[JURIST] The US Supreme Court [official website, JURIST news archive] Monday ruled [opinion, PDF] in United States v. Jicarilla Apache Nation [Cornell LII backgrounder] that in a trust relationship between the government and a Native American tribe the government does not have to release confidential communications with its attorney under the “fiduciary exception” to attorney-client privilege. The Jicarilla Apache Nation [official website] attempted to compel through discovery certain documents to prove its breach of trust action against the government, but the government argued that some of the documents were protected by attorney-client privilege. The Supreme Court ruled 7-1, overturning the lower
appeals court, that the government was entitled to protection under attorney-client privilege despite is position as trustee for the benefit of the tribe. The tribe argued that the common-law “fiduciary exception” should apply, which makes communications between the trustee and the attorney over management of the trust corpus discoverable by the beneficiaries. The opinion of the court by Justice Samuel Alito reasoned that the government acting as a trustee is unlike a trustee in a private trust created at common law because the government is acting within statutory authority granted to it by Congress. The fiduciary exception is based on the idea that the trustee is acting on behalf of the “real client” the beneficiaries. The communication between the government and its attorneys over management of this trust however, is based on the government’s sovereign interest to carry out federal law, and not solely for the benefit of the tribe. Justice Sonia Sotomayor was the lone dissent arguing that the government is fulfilling the traditional fiduciary role as a trustee for the benefit of the tribe. Further she argued that the exception should exist since Rule 501 of the Federal Rules of Evidence [text] says that the government’s privilege is to be informed by the common law. Justice Elena Kagan did not take part in the decision.

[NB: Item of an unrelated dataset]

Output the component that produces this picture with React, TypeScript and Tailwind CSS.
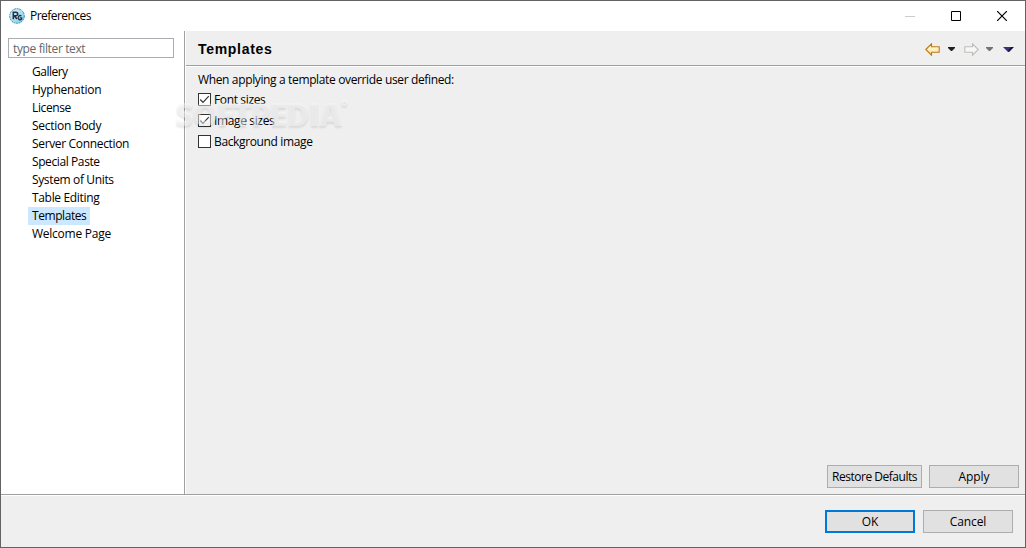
import React, { useState } from 'react';

const PAGES = [
  { name: 'Gallery', tracking: 'tracking-[-0.5px]' },
  { name: 'Hyphenation', tracking: 'tracking-[-0.27px]' },
  { name: 'License', tracking: 'tracking-[-0.38px]' },
  { name: 'Section Body', tracking: 'tracking-[-0.27px]' },
  { name: 'Server Connection', tracking: 'tracking-[-0.34px]' },
  { name: 'Special Paste', tracking: 'tracking-[-0.4px]' },
  { name: 'System of Units', tracking: 'tracking-[-0.36px]' },
  { name: 'Table Editing', tracking: 'tracking-[-0.33px]' },
  { name: 'Templates', tracking: 'tracking-[-0.43px]' },
  { name: 'Welcome Page', tracking: 'tracking-[-0.25px]' },
];

const AppIcon: React.FC = () => (
  <svg className="w-4 h-4 shrink-0" viewBox="0 0 16 16">
    <defs>
      <linearGradient id="ball" x1="0" y1="0" x2="1" y2="1">
        <stop offset="0" stopColor="#e2f6fd" />
        <stop offset="1" stopColor="#74cbee" />
      </linearGradient>
    </defs>
    <circle cx="8" cy="8" r="7.3" fill="url(#ball)" stroke="#2c86ad" strokeWidth=".9" strokeDasharray="2 .6" />
    <path d="M4.3 11.2V4.2h2.6a1.8 1.8 0 0 1 0 3.6H5.2l2.8 3.2" fill="none" stroke="#2b303c" strokeWidth="1.6" />
    <path d="M12.4 7.9a2.1 2.1 0 1 0 .2 3.4V9.9h-1.8" fill="none" stroke="#2b303c" strokeWidth="1.3" />
  </svg>
);

const ArrowLeft: React.FC = () => (
  <svg className="w-[15px] h-[13px]" viewBox="0 0 15 13">
    <defs>
      <linearGradient id="gold" x1="0" y1="0" x2="0" y2="1">
        <stop offset="0" stopColor="#fffbe9" />
        <stop offset="1" stopColor="#ffe38e" />
      </linearGradient>
    </defs>
    <path d="M.8 6.5 6.5.8v3h7.7v5.4H6.5v3z" fill="url(#gold)" stroke="#b87a1c" strokeWidth="1.1" />
  </svg>
);

const ArrowRight: React.FC = () => (
  <svg className="w-[15px] h-[13px]" viewBox="0 0 15 13">
    <path d="M14.2 6.5 8.5.8v3H.8v5.4h7.7v3z" fill="#f7f7f5" stroke="#bdbdba" strokeWidth="1.1" />
  </svg>
);

const Caret: React.FC<{ fill: string }> = ({ fill }) => (
  <svg className="block w-[7px] h-1" viewBox="0 0 7 4">
    <path d="M0 0h7v1L4 4H3L0 1z" fill={fill} />
  </svg>
);

const Checkbox: React.FC<{ label: string; checked: boolean; onToggle: () => void }> = ({ label, checked, onToggle }) => (
  <button className="flex h-[21px] items-center gap-[3px]" role="checkbox" aria-checked={checked} onClick={onToggle}>
    <svg className="w-[13px] h-[13px]" viewBox="0 0 13 13">
      <rect x=".5" y=".5" width="12" height="12" fill="#fff" stroke="#333" />
      {checked && <path d="M2.3 6.5 5 9.3 10.8 3.2" fill="none" stroke="#333" strokeWidth="1.2" />}
    </svg>
    <span>{label}</span>
  </button>
);

const BUTTON = 'flex h-[23px] items-center justify-center border border-[#adadad] bg-[#e1e1e1]';

export default function App() {
  const [filter, setFilter] = useState('');
  const [selected, setSelected] = useState('Templates');
  const [overrides, setOverrides] = useState([
    { label: 'Font sizes', checked: true },
    { label: 'Image sizes', checked: true },
    { label: 'Background image', checked: false },
  ]);

  const toggle = (index: number) => {
    setOverrides(overrides.map((o, i) => (i === index ? { ...o, checked: !o.checked } : o)));
  };

  const pages = PAGES.filter(p => p.name.toLowerCase().includes(filter.toLowerCase()));

  return (
    <div className="relative flex h-[548px] w-[1026px] flex-col overflow-hidden border border-[#636363] bg-[#efefef] font-['Open_Sans','Noto_Sans',sans-serif] text-[12px] leading-[18px] tracking-[-0.1px] text-black">
      <header className="flex h-[30px] shrink-0 items-center bg-white pl-2">
        <AppIcon />
        <h1 className="ml-[5px] grow tracking-[-0.55px]">Preferences</h1>
        <div className="flex items-center">
          <button className="flex w-[46px] justify-center" aria-label="Minimize">
            <svg className="w-[10px] h-[10px]" viewBox="0 0 10 10"><path d="M0 5.5h10" stroke="#ccc" /></svg>
          </button>
          <button className="flex w-[46px] justify-center" aria-label="Maximize">
            <svg className="w-[10px] h-[10px]" viewBox="0 0 10 10"><path d="M.5.5h9v9h-9z" fill="none" stroke="#000" /></svg>
          </button>
          <button className="flex w-[46px] justify-center" aria-label="Close">
            <svg className="w-[10px] h-[10px]" viewBox="0 0 10 10"><path d="m0 0 10 10M10 0 0 10" stroke="#000" strokeWidth="1.2" /></svg>
          </button>
        </div>
      </header>

      <div className="flex h-[463px] shrink-0">
        <nav className="w-[184px] shrink-0 border-r border-[#a0a0a0] bg-white pl-[7px] pt-[7px]">
          <input
            className="block h-5 w-[166px] border border-[#abadb3] px-1 tracking-[-0.37px] outline-none placeholder:text-[#666]"
            placeholder="type filter text"
            value={filter}
            onChange={e => setFilter(e.target.value)}
          />
          <ul className="flex flex-col items-start pl-5 pt-[5px]">
            {pages.map(page => (
              <li key={page.name}>
                <button
                  className={`block h-[18px] px-1 ${page.tracking} ${page.name === selected ? 'bg-[#cce8ff]' : ''}`}
                  onClick={() => setSelected(page.name)}
                >
                  {page.name}
                </button>
              </li>
            ))}
          </ul>
        </nav>

        <main className="flex grow flex-col border-l border-white">
          <div className="flex h-9 shrink-0 items-center justify-between border-b border-white pl-3 pt-px shadow-[inset_0_-1px_0_#a0a0a0]">
            <h2 className="font-['Liberation_Sans',sans-serif] text-[14px] font-bold tracking-[0.7px]">Templates</h2>
            <div className="flex items-center pr-[11px]">
              <ArrowLeft />
              <span className="ml-2"><Caret fill="#202020" /></span>
              <span className="ml-[9px]"><ArrowRight /></span>
              <span className="ml-[7px]"><Caret fill="#747474" /></span>
              <svg className="ml-[10px] w-[11px] h-[5px]" viewBox="0 0 11 5">
                <path d="M0 0h11L6 5H5z" fill="#353080" />
                <path d="M10.5 0 6 4.8 5 4 8.5 0z" fill="#111" />
              </svg>
            </div>
          </div>
          <div className="flex grow flex-col items-start pl-3 pt-1 tracking-[-0.36px]">
            <p>When applying a template override user defined:</p>
            {overrides.map((o, i) => (
              <Checkbox key={o.label} label={o.label} checked={o.checked} onToggle={() => toggle(i)} />
            ))}
          </div>
          <div className="flex justify-end gap-[7px] pb-[6px] pr-[6px]">
            <button className={`${BUTTON} w-[95px] tracking-[-0.48px]`}>Restore Defaults</button>
            <button className={`${BUTTON} w-[90px]`}>Apply</button>
          </div>
        </main>
      </div>

      <footer className="flex grow items-center justify-end gap-2 border-t border-[#a0a0a0] pr-3 pt-px shadow-[inset_0_1px_0_#fff]">
        <button className="flex h-[23px] w-[90px] items-center justify-center border-2 border-[#0078d7] bg-[#e1e1e1]">OK</button>
        <button className={`${BUTTON} w-[90px]`}>Cancel</button>
      </footer>

      {/* Watermark laid over the panel */}
      <div className="pointer-events-none absolute left-[174px] top-[95px] flex items-start font-['Open_Sans',sans-serif] text-[32px] font-extrabold leading-[36px] tracking-[-1.1px] text-[#f8f8f8]/50 [text-shadow:0px_2px_2px_rgba(0,0,0,0.09)]">
        SOFTPEDIA
        <span className="text-[16px] leading-[20px]">°</span>
      </div>
    </div>
  );
}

The Jicarilla Apache Nation reservation contains natural resources that are developed by the Department of the Interior [official website] with the proceeds held by the US in trust for the tribe. The tribe brought a claim against the government for breach of trust seeking monetary damages for mismanagement of trust funds. The tribe had argued [JURIST report] that no trustee in such a situation should be entitled to hide behind the privilege, that the beneficiary of a trustee should be entitled to see the communications of the trustee with an attorney over the management of the trust to see if the trustee actually followed that advice. The Supreme Court overturned the US Court of Appeals for the Federal Circuit, which held [opinion, PDF] that the government cannot deny the tribe’s request to discover such communications, adopting a fiduciary exception in tribal trust cases.